Written instruction:
Scan the material for the word "with", and copy each line where it shows up.

Saved data entries:
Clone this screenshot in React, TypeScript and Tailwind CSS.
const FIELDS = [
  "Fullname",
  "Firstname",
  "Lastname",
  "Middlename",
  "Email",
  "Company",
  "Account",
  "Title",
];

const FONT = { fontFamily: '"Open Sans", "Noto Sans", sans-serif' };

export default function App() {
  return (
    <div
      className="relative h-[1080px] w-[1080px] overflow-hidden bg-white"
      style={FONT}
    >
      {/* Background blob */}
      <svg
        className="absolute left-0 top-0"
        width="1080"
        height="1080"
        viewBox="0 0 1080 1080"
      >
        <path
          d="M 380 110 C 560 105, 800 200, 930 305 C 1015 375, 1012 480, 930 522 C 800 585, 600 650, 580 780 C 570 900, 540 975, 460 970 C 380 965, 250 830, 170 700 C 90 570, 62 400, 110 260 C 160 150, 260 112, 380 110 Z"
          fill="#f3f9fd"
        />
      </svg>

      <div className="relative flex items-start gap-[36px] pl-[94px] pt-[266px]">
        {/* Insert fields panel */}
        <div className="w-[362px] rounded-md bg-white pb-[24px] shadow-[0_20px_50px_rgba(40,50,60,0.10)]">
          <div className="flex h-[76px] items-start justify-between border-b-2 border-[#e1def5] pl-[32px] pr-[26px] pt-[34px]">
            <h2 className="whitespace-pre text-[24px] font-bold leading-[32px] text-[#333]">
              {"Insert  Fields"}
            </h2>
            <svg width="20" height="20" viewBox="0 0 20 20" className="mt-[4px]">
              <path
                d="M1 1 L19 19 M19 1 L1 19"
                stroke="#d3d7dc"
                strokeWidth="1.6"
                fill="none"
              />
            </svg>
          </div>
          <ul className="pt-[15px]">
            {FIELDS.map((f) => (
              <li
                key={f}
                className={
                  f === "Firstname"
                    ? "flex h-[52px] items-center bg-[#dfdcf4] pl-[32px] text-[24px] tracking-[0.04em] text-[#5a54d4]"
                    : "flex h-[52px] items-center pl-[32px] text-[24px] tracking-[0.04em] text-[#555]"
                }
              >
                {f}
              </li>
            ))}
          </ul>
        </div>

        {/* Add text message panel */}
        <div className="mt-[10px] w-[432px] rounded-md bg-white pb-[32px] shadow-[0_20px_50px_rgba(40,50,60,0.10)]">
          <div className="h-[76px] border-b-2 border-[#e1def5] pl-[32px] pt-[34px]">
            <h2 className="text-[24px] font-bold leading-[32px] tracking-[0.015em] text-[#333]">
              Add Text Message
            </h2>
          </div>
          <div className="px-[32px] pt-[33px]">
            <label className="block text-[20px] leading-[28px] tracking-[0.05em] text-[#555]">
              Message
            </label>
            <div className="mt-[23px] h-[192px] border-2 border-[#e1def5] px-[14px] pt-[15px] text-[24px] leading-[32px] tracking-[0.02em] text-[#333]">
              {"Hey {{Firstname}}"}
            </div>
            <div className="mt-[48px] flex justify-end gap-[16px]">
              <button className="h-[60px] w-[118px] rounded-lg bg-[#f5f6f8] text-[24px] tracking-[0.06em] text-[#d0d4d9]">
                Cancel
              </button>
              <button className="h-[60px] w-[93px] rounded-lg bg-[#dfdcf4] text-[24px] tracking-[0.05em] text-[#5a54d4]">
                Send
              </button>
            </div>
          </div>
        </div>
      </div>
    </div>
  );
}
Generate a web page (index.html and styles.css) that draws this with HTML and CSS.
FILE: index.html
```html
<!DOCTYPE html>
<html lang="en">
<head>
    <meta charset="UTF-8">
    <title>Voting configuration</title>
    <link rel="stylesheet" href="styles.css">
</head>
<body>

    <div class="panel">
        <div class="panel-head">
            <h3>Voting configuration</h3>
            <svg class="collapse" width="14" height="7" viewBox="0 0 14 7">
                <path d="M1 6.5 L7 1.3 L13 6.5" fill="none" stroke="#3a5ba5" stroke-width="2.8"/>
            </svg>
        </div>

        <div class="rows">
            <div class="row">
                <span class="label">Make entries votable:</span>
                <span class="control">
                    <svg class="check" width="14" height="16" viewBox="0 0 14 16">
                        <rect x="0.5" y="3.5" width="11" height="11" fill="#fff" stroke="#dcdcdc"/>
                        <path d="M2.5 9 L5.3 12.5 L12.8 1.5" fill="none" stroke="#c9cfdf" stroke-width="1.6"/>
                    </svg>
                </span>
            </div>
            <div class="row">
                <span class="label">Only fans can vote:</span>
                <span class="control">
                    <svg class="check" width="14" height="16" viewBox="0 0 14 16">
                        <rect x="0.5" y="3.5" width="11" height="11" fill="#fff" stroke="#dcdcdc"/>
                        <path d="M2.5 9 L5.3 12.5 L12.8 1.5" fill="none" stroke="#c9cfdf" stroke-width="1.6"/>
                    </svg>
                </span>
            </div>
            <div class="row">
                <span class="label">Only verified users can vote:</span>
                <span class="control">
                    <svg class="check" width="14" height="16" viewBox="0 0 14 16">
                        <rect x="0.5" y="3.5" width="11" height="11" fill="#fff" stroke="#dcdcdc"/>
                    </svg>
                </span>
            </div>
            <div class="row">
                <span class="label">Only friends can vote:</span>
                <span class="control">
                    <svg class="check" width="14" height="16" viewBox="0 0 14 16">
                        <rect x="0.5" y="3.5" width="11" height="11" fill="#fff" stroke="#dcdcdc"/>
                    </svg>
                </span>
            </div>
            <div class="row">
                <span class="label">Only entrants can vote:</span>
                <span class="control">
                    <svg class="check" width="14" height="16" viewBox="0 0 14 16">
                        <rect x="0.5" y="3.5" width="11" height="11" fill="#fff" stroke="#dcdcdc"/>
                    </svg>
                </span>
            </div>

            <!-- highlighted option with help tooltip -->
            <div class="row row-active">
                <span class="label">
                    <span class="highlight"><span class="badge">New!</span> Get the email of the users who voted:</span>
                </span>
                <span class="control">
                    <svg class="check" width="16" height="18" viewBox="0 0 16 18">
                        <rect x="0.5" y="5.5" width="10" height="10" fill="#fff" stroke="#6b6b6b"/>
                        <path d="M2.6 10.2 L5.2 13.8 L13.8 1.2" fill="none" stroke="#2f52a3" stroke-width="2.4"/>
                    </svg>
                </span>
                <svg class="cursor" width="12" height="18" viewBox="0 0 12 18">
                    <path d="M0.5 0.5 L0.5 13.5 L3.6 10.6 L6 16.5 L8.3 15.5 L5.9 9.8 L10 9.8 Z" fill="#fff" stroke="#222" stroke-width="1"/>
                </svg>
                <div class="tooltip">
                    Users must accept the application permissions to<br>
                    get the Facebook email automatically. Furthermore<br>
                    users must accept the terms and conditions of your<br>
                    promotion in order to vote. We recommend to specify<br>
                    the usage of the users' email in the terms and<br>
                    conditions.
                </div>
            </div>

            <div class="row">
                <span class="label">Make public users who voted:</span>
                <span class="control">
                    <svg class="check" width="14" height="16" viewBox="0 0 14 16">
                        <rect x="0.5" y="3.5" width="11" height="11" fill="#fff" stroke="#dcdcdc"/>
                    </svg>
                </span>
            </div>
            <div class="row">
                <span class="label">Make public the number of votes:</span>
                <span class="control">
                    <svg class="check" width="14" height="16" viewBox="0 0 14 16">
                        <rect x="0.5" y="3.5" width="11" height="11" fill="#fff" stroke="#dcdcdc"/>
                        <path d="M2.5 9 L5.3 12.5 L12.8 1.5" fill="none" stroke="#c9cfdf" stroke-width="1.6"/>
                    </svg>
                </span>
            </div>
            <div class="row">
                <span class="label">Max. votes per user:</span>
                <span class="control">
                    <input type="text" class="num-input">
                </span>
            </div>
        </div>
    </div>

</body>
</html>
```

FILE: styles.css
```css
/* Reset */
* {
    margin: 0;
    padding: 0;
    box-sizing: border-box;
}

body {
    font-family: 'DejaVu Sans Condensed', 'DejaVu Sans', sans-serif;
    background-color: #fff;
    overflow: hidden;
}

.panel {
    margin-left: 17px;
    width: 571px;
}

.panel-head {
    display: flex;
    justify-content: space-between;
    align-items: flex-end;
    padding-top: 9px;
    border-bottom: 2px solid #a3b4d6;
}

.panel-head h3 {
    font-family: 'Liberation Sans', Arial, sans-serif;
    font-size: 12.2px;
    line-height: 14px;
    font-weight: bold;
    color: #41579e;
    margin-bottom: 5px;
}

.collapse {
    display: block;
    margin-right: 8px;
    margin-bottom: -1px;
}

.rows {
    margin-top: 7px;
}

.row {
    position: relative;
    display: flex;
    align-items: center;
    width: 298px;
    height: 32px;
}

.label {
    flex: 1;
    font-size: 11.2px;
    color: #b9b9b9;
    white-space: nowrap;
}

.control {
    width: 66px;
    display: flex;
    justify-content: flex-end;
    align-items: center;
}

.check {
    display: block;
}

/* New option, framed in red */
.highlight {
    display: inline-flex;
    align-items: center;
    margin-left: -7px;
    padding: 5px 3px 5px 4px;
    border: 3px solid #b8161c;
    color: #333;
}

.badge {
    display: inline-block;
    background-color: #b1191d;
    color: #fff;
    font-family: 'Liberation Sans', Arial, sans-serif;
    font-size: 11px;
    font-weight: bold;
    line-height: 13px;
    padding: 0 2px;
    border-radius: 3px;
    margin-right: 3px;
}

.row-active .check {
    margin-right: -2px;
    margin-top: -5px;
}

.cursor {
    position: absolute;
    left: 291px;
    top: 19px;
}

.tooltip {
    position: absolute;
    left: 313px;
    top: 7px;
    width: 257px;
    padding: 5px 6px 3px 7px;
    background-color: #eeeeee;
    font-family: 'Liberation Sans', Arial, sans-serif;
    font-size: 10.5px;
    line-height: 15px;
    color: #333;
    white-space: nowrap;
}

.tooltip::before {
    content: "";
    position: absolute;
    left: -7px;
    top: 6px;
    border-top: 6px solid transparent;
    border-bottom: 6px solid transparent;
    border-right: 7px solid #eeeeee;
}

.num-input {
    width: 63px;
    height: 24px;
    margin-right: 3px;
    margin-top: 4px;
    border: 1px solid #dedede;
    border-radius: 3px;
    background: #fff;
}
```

Response:
Generate a web page (index.html and styles.css) that draws this with HTML and CSS.
            <!-- highlighted option with help tooltip -->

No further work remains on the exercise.